Call me an optimist, but I didn’t think any of the HBPs on Tuesday night were intentional, either. Why would Aaron Brooks, the extremely borderline St. Louis Cardinals reliever fighting for his Major League career, intentionally hit Starling Marte, a batter he had never before faced in the big leagues, and therefore allow another run? Why would Adam Ottavino intentionally plunk Tommy Edman, thus setting the stage for Paul Goldschmidt, Tyler O’Neill, or Nolan Arenado to become the game-tying run with one swing of the bat in the bottom of the eighth inning? I don’t think this because I believe baseball teams are littered with pacifists; I think this because I believe the New York Mets and St. Louis Cardinals want to win baseball games. And Tuesday’s was simply too close for comfort.

But on Wednesday, in the bottom of the eighth inning game, the Mets’ odds of victory were, rounded to the nearest percentage, zero. The Cardinals had a five-run lead and the Mets had just three outs remaining to close it. Which is why when, on the very first pitch thrown to Nolan Arenado, the Cardinals’ best hitter so far in 2022, with the game’s newfound inevitability entrenched, Yoan López went high and inside to Arenado, every single person in the stadium knew what was happening. Both broadcasts knew it; the Mets television broadcast even condoned throwing at Arenado (though they condemned throwing so close to his head). Every player on each team and every one of the tens of thousands inside the stadium knew what was happening. Arenado, although not hit by the pitch, was rightfully incensed, yelling back at López, stepping first to his left out of the batter’s box and then taking a step or two towards López (though he never came particularly close to reaching grass, much less the pitcher) before being held back (reasonably) by catcher Tomás Nido, after which the benches and bullpens cleared.

If you told me on Wednesday that two people would be suspended for what happened, one for two games and one for one game, I would have guessed, without a doubt, that Yoan López would be suspended for two games, given how reckless of a throw he made towards Arenado (despite the fact that he was not ejected from the game), and that Cardinals first base coach Stubby Clapp, who during the fracas had tackled Mets first baseman Pete Alonso and was ejected (look, yes I found this funny, but I get that you have to punish that), would get a game. It turns out I was wrong on both accounts–instead, Nolan Arenado was suspended for two games for, um, getting angry when a pitcher threw at his head, and Génesis Cabrera, who and this bears repeating was not even ejected for hitting J.D. Davis, got suspended for a game.

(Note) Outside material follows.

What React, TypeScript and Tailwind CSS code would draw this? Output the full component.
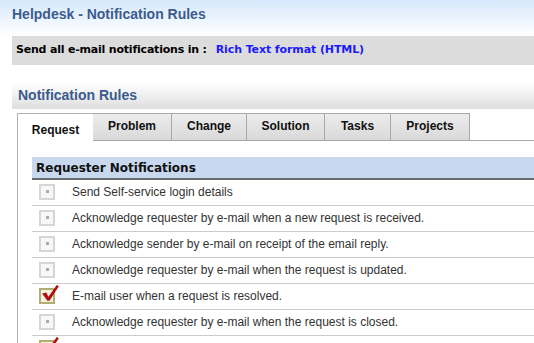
import React from "react";

const rows: { text: string; checked: boolean }[] = [
  { text: "Send Self-service login details", checked: false },
  { text: "Acknowledge requester by e-mail when a new request is received.", checked: false },
  { text: "Acknowledge sender by e-mail on receipt of the email reply.", checked: false },
  { text: "Acknowledge requester by e-mail when the request is updated.", checked: false },
  { text: "E-mail user when a request is resolved.", checked: true },
  { text: "Acknowledge requester by e-mail when the request is closed.", checked: false },
  { text: "", checked: true },
];

function Box({ checked }: { checked: boolean }) {
  if (checked) {
    return (
      <div className="relative w-[16px] h-[16px] border-2 border-[#b3ad72] bg-[#f4f2e4]">
        <svg className="absolute -left-[1px] -top-[7px]" width="21" height="21" viewBox="0 0 20 20">
          <path d="M2 10 L6 9 L8 13 L16 2 L18 3 L9 17 L7 17 Z" fill="#b01010" />
        </svg>
      </div>
    );
  }
  return (
    <div className="w-[16px] h-[16px] border-2 border-[#d6d6d6] bg-[#f7f7f7] flex items-center justify-center">
      <div className="w-[3px] h-[3px] bg-[#aaa]" />
    </div>
  );
}

const tabs = ["Problem", "Change", "Solution", "Tasks", "Projects"];
const tabW = ["w-[79px]", "w-[75px]", "w-[78px]", "w-[66px]", "w-[79px]"];

export default function App() {
  return (
    <div className="w-[534px] h-[343px] overflow-hidden bg-white font-['Liberation_Sans',Arial,sans-serif]">
      <div className="h-[36px] bg-gradient-to-b from-[#d6e8fb] to-white pl-[12px] pt-[5px]">
        <div className="text-[14px] font-bold text-[#3b5b8f] leading-[18px]">Helpdesk - Notification Rules</div>
      </div>
      <div className="ml-[12px] h-[29px] bg-[#dcdcdc] pl-[4px] flex items-center font-['DejaVu_Sans',Verdana,sans-serif] font-bold text-[11px] text-black">
        <span className="tracking-[-0.2px]">Send all e-mail notifications in :</span>
        <span className="ml-[9px] text-[#1a1aff] tracking-[-0.1px]">Rich Text format (HTML)</span>
      </div>
      <div className="ml-[12px] mt-[18px] h-[26px] bg-gradient-to-b from-white to-[#dedede] pl-[6px] flex items-center">
        <span className="text-[14px] font-bold text-[#3b5b8f] -mt-[2px]">Notification Rules</span>
      </div>
      <div className="ml-[17px] mt-[4px] flex items-end h-[28px]">
        <div className="w-[76px] h-[29px] bg-white border-l border-t border-[#b0b0b0] flex items-center justify-center pt-[4px] text-[12px] font-bold text-[#111] relative z-10 -mb-[1px]">
          Request
        </div>
        {tabs.map((t, i) => (
          <div
            key={t}
            className={`${tabW[i]} h-[28px] bg-gradient-to-b from-[#ececec] to-[#d9d9d9] border-t border-r border-b border-[#a8a8a8] flex items-center justify-center pb-[2px] text-[12px] font-bold text-[#111]`}
          >
            {t}
          </div>
        ))}
        <div className="flex-1 h-[28px] border-b border-[#a8a8a8]" />
      </div>
      <div className="ml-[17px] border-l border-[#b0b0b0] pl-[14px] pt-[16px] h-[300px]">
        <div className="h-[23px] bg-[#c8d8ee] border-b-2 border-[#6a6a6a] pl-[4px] flex items-center font-['DejaVu_Sans',Verdana,sans-serif] font-bold text-[12px] text-[#111]">
          Requester Notifications
        </div>
        {rows.map((r, i) => (
          <div key={i} className="h-[26px] border-b border-[#cccccc] flex items-center">
            <div className="w-[40px] pl-[7px] flex items-center -mt-[2px]">
              <Box checked={r.checked} />
            </div>
            <span className="text-[12px] text-[#333] -mt-[2px]">{r.text}</span>
          </div>
        ))}
      </div>
    </div>
  );
}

Practically speaking, the Cabrera suspension meant absolutely nothing–after throwing 29 pitches on Wednesday, he was probably already out of commission for the Thursday night Cardinals victory during which he served his suspension. But as a matter of principle, it is nonsensical. The HBP was so innocuous in the moment that umpires barely thought anything of it. And it isn’t as though Génesis Cabrera had some obvious motivation, unless he perceived the Tommy Edman or Edmundo Sosa HBPs as intentional, a thing that nobody has suggested and which rightfully did not lead to suspensions. It is nearly impossible to imagine a punishment coming down if not for what transpired in the bottom half of the inning, events which did not directly involve Cabrera at all.

Though at least with Cabrera, one can argue that his suspension was the consequence of his own actions, even if his actions lacked malicious intent and even if his actions were met with overly draconian punishment. As for Nolan Arenado, the idea of punishing a player because he got angry when a pitch nearly hit him in the head is ludicrous. Had Arenado charged the mound or used racial slurs, then sure, but getting mad about almost being hit in the head by a baseball in a manner seen by virtually everybody involved on either side as intentional seems like a reasonable reaction. I can tolerate Arenado being ejected from Wednesday’s game–guys get bounced for yelling fairly frequently–but to not eject Yoan López nor to suspend him is indefensible. Being mad about your teammates being hit by pitches is reasonable, but this does not make retribution, particularly at Nolan Arenado, a guy who has, if I am doing my math correctly, hit zero New York Mets batters with pitches, a valid response. Major League Baseball is filling the role of Annoying Guy Who Still Says “Stay Classy” As Though Anchorman Didn’t Come Out A Whole Generation Ago, punishing being mad at the hurling of projectiles more aggressively than punishing the actual hurling.

Nolan Arenado is appealing his suspension, and rightfully so. I don’t know how I would react if a guy threw a baseball at my head, but I am fairly sure that “yell at the guy from a distance” would be a relatively desirable outcome. Punshing that infinitely more aggressively than the agitation itself probably isn’t actually going to set some sort of long-term precedent, but if it does, it’s an extremely stupid one.